## EXERCISE
In the material below, find all lines with the string "screenshot" and copy them.

-- Start RECORD LIST --

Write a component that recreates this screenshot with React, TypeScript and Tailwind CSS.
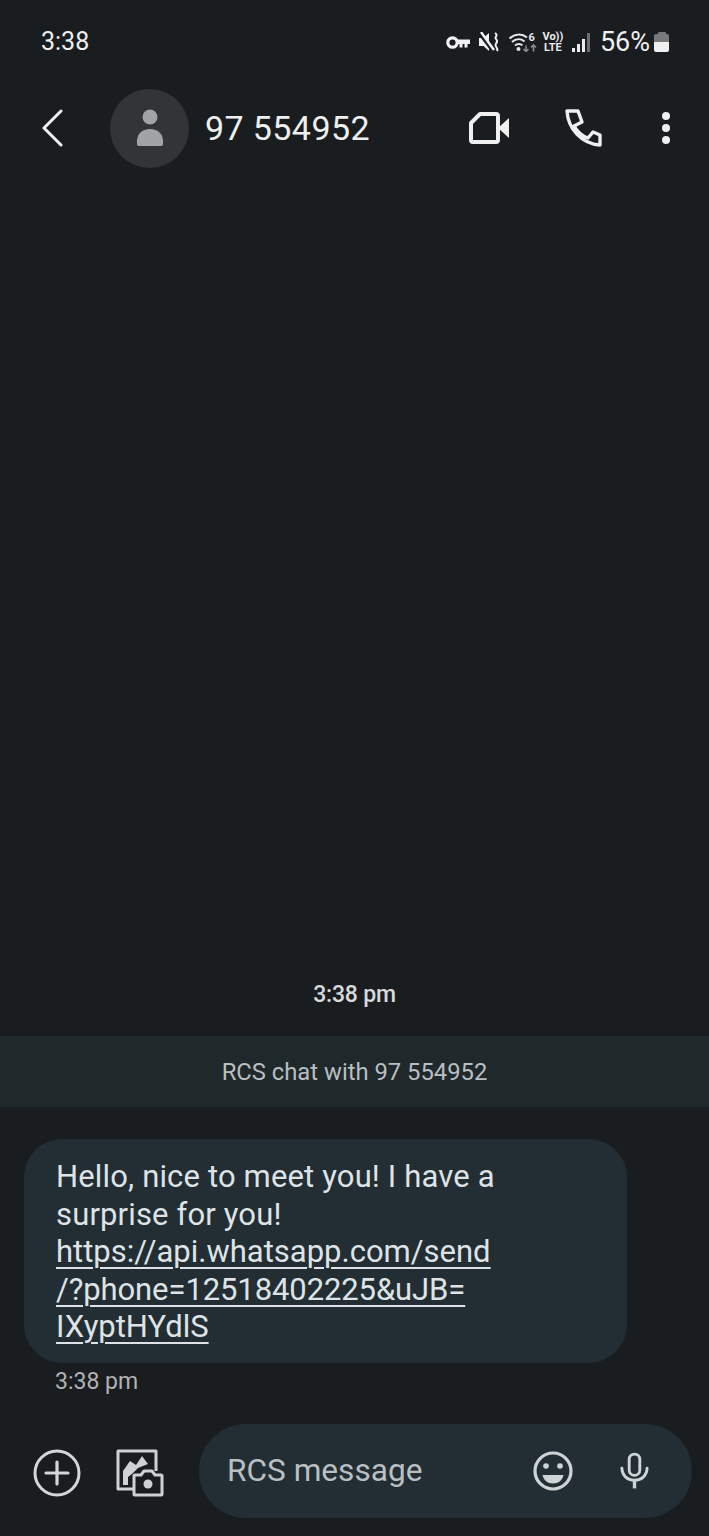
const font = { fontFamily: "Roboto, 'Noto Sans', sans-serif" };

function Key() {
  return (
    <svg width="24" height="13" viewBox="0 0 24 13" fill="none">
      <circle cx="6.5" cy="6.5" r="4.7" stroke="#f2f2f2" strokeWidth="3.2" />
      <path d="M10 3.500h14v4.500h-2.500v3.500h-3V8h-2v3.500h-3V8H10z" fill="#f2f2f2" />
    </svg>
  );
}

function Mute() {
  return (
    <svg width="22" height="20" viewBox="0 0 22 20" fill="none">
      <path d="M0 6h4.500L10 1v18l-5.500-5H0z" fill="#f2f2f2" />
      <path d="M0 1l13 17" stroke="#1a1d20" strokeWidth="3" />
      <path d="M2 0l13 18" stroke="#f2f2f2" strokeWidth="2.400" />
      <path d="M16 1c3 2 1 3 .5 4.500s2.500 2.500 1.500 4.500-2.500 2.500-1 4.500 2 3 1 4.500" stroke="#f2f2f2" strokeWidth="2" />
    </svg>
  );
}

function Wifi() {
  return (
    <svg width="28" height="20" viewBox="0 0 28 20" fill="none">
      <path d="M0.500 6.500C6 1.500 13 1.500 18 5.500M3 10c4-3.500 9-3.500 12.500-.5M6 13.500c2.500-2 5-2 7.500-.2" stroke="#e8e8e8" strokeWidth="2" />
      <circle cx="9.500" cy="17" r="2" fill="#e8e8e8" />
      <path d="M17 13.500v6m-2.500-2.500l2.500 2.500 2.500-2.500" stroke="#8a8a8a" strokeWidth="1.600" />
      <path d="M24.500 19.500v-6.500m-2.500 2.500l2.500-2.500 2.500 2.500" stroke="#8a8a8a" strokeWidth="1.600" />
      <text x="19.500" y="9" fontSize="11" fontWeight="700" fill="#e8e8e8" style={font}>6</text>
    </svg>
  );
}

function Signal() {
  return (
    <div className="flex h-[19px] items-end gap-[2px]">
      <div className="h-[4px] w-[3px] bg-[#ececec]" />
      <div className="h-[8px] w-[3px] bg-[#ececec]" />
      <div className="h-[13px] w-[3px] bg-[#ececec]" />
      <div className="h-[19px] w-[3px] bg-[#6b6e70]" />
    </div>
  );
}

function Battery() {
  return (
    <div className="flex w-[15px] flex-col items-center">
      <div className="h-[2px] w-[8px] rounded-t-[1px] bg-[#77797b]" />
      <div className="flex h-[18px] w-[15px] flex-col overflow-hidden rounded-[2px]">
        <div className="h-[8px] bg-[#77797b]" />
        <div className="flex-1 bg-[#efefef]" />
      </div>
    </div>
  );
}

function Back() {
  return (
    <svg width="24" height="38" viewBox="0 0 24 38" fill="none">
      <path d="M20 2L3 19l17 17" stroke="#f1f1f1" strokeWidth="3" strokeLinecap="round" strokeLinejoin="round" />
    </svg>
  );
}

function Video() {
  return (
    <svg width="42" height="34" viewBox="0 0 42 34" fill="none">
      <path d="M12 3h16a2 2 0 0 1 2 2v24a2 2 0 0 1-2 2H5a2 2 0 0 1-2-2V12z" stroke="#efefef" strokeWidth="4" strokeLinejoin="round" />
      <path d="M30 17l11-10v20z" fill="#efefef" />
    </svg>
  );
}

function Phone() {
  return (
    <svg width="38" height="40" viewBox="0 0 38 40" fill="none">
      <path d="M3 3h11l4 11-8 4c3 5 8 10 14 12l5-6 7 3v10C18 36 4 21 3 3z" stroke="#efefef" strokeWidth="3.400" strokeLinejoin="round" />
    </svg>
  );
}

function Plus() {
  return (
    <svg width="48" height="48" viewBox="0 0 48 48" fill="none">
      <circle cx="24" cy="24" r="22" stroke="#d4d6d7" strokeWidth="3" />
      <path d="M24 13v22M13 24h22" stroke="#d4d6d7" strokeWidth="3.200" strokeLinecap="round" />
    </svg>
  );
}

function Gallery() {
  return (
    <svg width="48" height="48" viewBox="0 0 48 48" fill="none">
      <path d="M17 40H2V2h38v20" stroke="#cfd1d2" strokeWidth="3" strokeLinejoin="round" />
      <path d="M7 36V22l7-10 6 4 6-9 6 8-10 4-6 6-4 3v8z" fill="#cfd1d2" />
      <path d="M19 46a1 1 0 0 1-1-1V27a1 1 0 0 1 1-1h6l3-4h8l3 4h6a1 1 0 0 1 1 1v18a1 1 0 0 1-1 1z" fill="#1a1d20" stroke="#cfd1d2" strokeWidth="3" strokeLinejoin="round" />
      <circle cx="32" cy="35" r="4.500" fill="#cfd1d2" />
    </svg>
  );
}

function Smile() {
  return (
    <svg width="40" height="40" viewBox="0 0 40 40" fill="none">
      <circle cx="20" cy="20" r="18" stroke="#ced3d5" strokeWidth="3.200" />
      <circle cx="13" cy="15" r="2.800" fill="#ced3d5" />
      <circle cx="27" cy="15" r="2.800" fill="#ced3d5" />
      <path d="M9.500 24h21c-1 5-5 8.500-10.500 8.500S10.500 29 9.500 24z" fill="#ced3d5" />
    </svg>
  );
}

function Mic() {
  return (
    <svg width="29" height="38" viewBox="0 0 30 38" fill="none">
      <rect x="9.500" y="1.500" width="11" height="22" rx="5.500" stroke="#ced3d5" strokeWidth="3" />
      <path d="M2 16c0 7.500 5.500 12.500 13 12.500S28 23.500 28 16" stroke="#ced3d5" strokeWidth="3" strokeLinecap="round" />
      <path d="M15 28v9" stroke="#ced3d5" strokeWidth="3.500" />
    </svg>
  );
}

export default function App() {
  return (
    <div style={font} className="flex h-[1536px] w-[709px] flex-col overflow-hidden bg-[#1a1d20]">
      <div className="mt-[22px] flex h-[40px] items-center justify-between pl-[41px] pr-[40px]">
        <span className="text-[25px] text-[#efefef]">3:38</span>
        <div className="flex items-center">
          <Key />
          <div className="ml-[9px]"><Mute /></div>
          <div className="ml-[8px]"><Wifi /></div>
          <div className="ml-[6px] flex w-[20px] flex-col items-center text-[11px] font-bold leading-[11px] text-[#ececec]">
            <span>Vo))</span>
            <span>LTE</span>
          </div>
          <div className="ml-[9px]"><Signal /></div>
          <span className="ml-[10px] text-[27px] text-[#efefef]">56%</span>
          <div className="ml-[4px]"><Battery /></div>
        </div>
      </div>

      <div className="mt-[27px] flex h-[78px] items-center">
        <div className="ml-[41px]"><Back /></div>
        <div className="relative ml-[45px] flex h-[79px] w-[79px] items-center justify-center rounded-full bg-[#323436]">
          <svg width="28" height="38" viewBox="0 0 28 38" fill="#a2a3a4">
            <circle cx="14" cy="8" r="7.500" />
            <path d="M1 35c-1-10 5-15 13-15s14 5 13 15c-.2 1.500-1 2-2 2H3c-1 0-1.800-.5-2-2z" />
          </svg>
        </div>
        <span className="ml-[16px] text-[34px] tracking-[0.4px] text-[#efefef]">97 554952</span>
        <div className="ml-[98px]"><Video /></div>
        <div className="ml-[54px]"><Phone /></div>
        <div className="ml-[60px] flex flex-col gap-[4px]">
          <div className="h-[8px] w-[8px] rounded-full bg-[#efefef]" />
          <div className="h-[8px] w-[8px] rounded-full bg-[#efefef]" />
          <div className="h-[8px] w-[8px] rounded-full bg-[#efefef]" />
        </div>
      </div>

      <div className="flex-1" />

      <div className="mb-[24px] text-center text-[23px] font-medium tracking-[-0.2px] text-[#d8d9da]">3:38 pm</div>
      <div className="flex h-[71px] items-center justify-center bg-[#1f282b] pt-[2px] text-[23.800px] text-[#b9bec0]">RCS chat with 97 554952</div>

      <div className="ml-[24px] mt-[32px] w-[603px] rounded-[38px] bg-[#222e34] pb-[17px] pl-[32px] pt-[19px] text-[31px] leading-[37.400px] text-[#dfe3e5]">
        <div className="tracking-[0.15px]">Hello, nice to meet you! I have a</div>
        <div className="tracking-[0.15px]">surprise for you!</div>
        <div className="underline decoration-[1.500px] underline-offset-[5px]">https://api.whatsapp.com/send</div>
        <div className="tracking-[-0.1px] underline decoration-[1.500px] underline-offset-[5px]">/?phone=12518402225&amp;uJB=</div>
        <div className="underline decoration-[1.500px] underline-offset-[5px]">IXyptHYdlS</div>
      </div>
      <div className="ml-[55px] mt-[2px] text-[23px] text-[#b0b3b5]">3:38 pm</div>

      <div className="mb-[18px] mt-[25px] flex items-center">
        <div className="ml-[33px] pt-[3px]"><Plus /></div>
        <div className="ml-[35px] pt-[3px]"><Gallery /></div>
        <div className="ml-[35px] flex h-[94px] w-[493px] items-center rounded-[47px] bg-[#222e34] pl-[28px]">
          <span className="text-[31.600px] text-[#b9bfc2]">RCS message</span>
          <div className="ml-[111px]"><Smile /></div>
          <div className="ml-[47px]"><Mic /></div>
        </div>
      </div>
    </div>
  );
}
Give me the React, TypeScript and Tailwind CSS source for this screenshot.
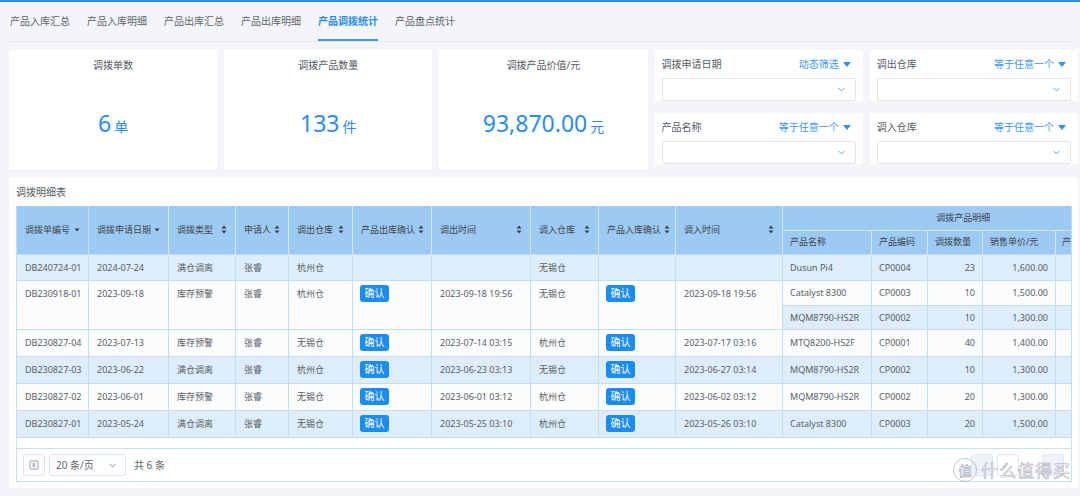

-- End RECORD LIST --

## SOLUTION TO THIS PROBLEM
Write a component that recreates this screenshot with React, TypeScript and Tailwind CSS.
Give me the React, TypeScript and Tailwind CSS source for this screenshot.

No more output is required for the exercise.